Listening to a heartbeat is cool and all, but we've got a lot more than stethoscopes here. Kinesiology and physical therapy students enjoy technology that lets them assess lung and cardiac function, measure and analyze body composition, study muscle power and movement velocity, examine the effects of aging on body tissue, and much more. And in textiles, students are learning on industry-standard CAD systems for clothing design and inkjet fabric printing systems.
Ever thought about inventing a wound dressing that prevents infection or a synthetic nano-artery? Professor Martin Bide does (a lot). Assistant Professor Julie Coiro helps teachers embrace technology in their classrooms through best practices in digital literacy. Professor Margaret Ordonez is called upon from around the world to help identify and restore archaeological textiles and to preserve historic fabrics. In fact, many of our faculty are some of the biggest thinkers in their fields.
We think some of the best learning happens outside the classroom, and our location minutes from the coastline and driving distances to Providence and Boston opens up a world of learning spaces. You might head to a local beach to teach special needs children how to surf, or to one of our nationally accredited child development centers. Our Couple and Family Therapy Clinic is the only systemic outpatient mental health center in Rhode Island, and we (that means you) serve our community in our speech and hearing centers and physical therapy clinics too. You might even find yourself abroad working at a fashion house in Paris or Milan.
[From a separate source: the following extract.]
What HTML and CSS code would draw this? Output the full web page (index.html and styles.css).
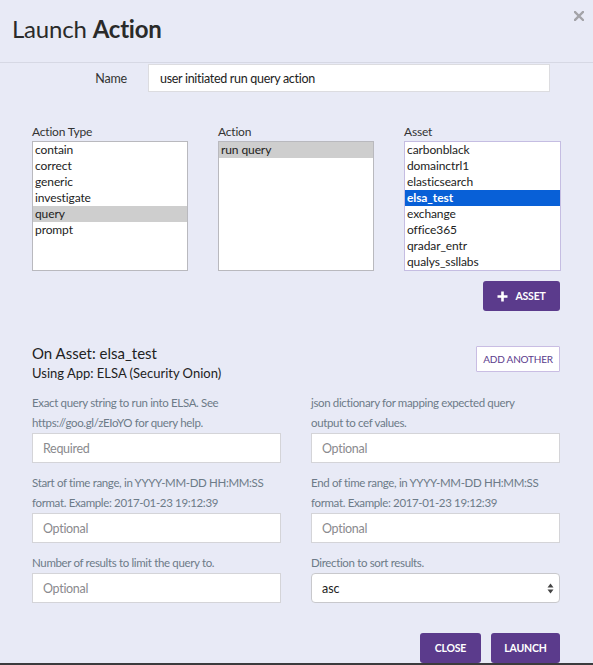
FILE: index.html
```html
<!DOCTYPE html>
<html lang="en">
<head>
<meta charset="utf-8">
<title>Launch Action</title>
<link rel="stylesheet" href="styles.css">
</head>
<body>
<div class="modal">
  <header class="modal-header">
    <h1 class="title">Launch <b>Action</b></h1>
    <svg class="close-x" width="10" height="10" viewBox="0 0 10 10"><path d="M1 1L9 9M9 1L1 9" stroke="#a3a3a8" stroke-width="2.4" stroke-linecap="square"/></svg>
  </header>

  <div class="name-row">
    <label class="name-label">Name</label>
    <div class="text-input name-input">user initiated run query action</div>
  </div>

  <div class="lists">
    <div class="list-col">
      <div class="list-label">Action Type</div>
      <div class="listbox">
        <div class="opt">contain</div>
        <div class="opt">correct</div>
        <div class="opt">generic</div>
        <div class="opt">investigate</div>
        <div class="opt sel-gray">query</div>
        <div class="opt">prompt</div>
      </div>
    </div>
    <div class="list-col">
      <div class="list-label">Action</div>
      <div class="listbox">
        <div class="opt sel-gray">run query</div>
      </div>
    </div>
    <div class="list-col">
      <div class="list-label">Asset</div>
      <div class="listbox focused">
        <div class="opt">carbonblack</div>
        <div class="opt">domainctrl1</div>
        <div class="opt">elasticsearch</div>
        <div class="opt sel-blue">elsa_test</div>
        <div class="opt">exchange</div>
        <div class="opt">office365</div>
        <div class="opt">qradar_entr</div>
        <div class="opt">qualys_ssllabs</div>
      </div>
    </div>
  </div>

  <div class="asset-row">
    <button class="btn btn-purple btn-asset"><svg width="11" height="11" viewBox="0 0 11 11"><path d="M5.5 0.5V10.5M0.5 5.5H10.5" stroke="#fff" stroke-width="2.6"/></svg>ASSET</button>
  </div>

  <div class="on-asset">
    <div class="on-asset-text">
      <div class="on-asset-title">On Asset: elsa_test</div>
      <div class="on-asset-app">Using App: ELSA (Security Onion)</div>
    </div>
    <button class="btn btn-outline">ADD ANOTHER</button>
  </div>

  <div class="params">
    <div class="field">
      <div class="field-label">Exact query string to run into ELSA. See<br>https://goo.gl/zEIoYO for query help.</div>
      <div class="text-input field-input placeholder">Required</div>
    </div>
    <div class="field">
      <div class="field-label">json dictionary for mapping expected query<br>output to cef values.</div>
      <div class="text-input field-input placeholder">Optional</div>
    </div>
    <div class="field">
      <div class="field-label">Start of time range, in YYYY-MM-DD HH:MM:SS<br>format. Example: 2017-01-23 19:12:39</div>
      <div class="text-input field-input placeholder">Optional</div>
    </div>
    <div class="field">
      <div class="field-label">End of time range, in YYYY-MM-DD HH:MM:SS<br>format. Example: 2017-01-23 19:12:39</div>
      <div class="text-input field-input placeholder">Optional</div>
    </div>
    <div class="field">
      <div class="field-label">Number of results to limit the query to.</div>
      <div class="text-input field-input placeholder">Optional</div>
    </div>
    <div class="field">
      <div class="field-label">Direction to sort results.</div>
      <div class="select-box">
        <span>asc</span>
        <svg width="7" height="11" viewBox="0 0 7 11"><path d="M3.5 0.5L6.5 4.5H0.5Z M3.5 10.5L6.5 6.5H0.5Z" fill="#444"/></svg>
      </div>
    </div>
  </div>

  <div class="footer">
    <button class="btn btn-purple btn-close">CLOSE</button>
    <button class="btn btn-purple btn-launch">LAUNCH</button>
  </div>
  <div class="bottom-bar"></div>
</div>
</body>
</html>
```
FILE: styles.css
```css
* { box-sizing: border-box; }
html, body {
  margin: 0;
  padding: 0;
  background: #e8eaf6;
  font-family: Lato, "Open Sans", sans-serif;
  color: #222;
  overflow: hidden;
}
.modal {
  width: 593px;
  height: 665px;
  background: #e8eaf6;
}
.modal-header {
  height: 63px;
  border-bottom: 1px solid #d6d8e4;
  display: flex;
  justify-content: space-between;
  align-items: flex-start;
  padding: 14px 9px 0 12px;
}
.title {
  margin: 0;
  font-size: 24px;
  line-height: 30px;
  font-weight: 400;
  color: #2a2a2a;
  letter-spacing: -0.2px;
}
.title b { font-weight: 700; }
.close-x { margin-top: -3px; }

.name-row {
  display: flex;
  align-items: center;
  margin-top: 1px;
}
.name-label {
  width: 127px;
  text-align: right;
  font-size: 12.5px;
  letter-spacing: -0.2px;
  color: #333;
}
.text-input {
  background: #fff;
  border: 1px solid #d4d4d8;
  display: flex;
  align-items: center;
  font-size: 12.5px;
  letter-spacing: -0.3px;
  white-space: nowrap;
}
.name-input {
  margin-left: 21px;
  width: 402px;
  height: 28px;
  padding-left: 11px;
  color: #222;
  border-color: #dcdce0;
}

.lists {
  display: grid;
  grid-template-columns: 156px 156px 157px;
  column-gap: 30px;
  margin: 32px 0 0 32px;
  width: 529px;
}
.list-label {
  font-size: 12px;
  line-height: 16px;
  height: 17px;
  color: #333;
  letter-spacing: -0.2px;
}
.listbox {
  height: 130px;
  background: #fff;
  border: 1px solid #b9b9be;
}
.listbox.focused { border-color: #c5bde2; }
.opt {
  height: 16px;
  line-height: 16px;
  font-size: 12px;
  padding-left: 2px;
  color: #222;
  white-space: nowrap;
  letter-spacing: -0.1px;
}
.sel-gray { background: #cecece; }
.sel-blue { background: #0860d7; color: #fff; font-weight: 700; }

.asset-row {
  display: flex;
  justify-content: flex-end;
  padding-right: 33px;
  margin-top: 10px;
}
.btn {
  font-family: Lato, "Open Sans", sans-serif;
  font-size: 10.5px;
  font-weight: 700;
  border-radius: 3px;
  cursor: pointer;
  padding: 0;
  display: inline-flex;
  align-items: center;
  justify-content: center;
  letter-spacing: -0.2px;
}
.btn-purple {
  background: #5b3b8c;
  color: #fff;
  border: none;
  height: 30px;
}
.btn-asset {
  width: 77px;
  gap: 7px;
}
.on-asset {
  display: flex;
  justify-content: space-between;
  align-items: flex-start;
  margin: 32px 33px 0 32px;
}
.on-asset-title {
  font-size: 15px;
  line-height: 20px;
  color: #222;
}
.on-asset-app {
  font-size: 13px;
  line-height: 20px;
  color: #222;
}
.btn-outline {
  margin-top: 3px;
  width: 84px;
  height: 26px;
  background: #fff;
  color: #5b3b8c;
  border: 1px solid #c9bde3;
  border-radius: 1px;
  font-weight: 400;
  font-size: 10px;
  letter-spacing: -0.2px;
}

.params {
  display: grid;
  grid-template-columns: 249px 249px;
  column-gap: 30px;
  row-gap: 10px;
  margin: 10px 0 0 32px;
}
.field { display: flex; flex-direction: column; justify-content: flex-end; }
.field-label {
  font-size: 11.5px;
  line-height: 20px;
  letter-spacing: -0.35px;
  color: #6d7b88;
  white-space: nowrap;
}
.field-input {
  height: 30px;
  padding-left: 10px;
}
.placeholder { color: #8a8a8e; }
.select-box {
  height: 30px;
  background: #fff;
  border: 1px solid #c8c8cc;
  border-radius: 4px;
  display: flex;
  align-items: center;
  justify-content: space-between;
  padding: 0 5px 0 10px;
  font-size: 12.5px;
  color: #222;
}

.footer {
  display: flex;
  justify-content: flex-end;
  gap: 10px;
  margin-top: 30px;
  padding-right: 33px;
}
.btn-close { width: 61px; }
.btn-launch { width: 69px; }
.bottom-bar {
  height: 10px;
  background: #3b3b3d;
}
```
No matter what you want to teach, from music to physical education to science, math or technology, you'll learn creative and innovative teaching methods to inspire your students from some of the best. Like Professor Sara Sweetman, who appeared in four episodes of Sesame Street teaching science. Or Professor Bill Molloy, who began The Africa Teacher Foundation to train Kenyan and East African educators.
Fashion design is certainly one reason to study Textiles, Fashion Merchandising and Design (TMD), and we've plenty of fashion graduates designing their own successful lines of handbags, headbands, and clothing, and working for the likes of Jones New York, Tommy Hilfiger, and Ralph Lauren. But design is only the "D" in TMD. We also have fully equipped textile testing and conservation laboratories, where you might analyze archaeological fabrics or do forensic testing for the Rhode Island crime lab, and the largest Historic Textile and Costume Collection in the world.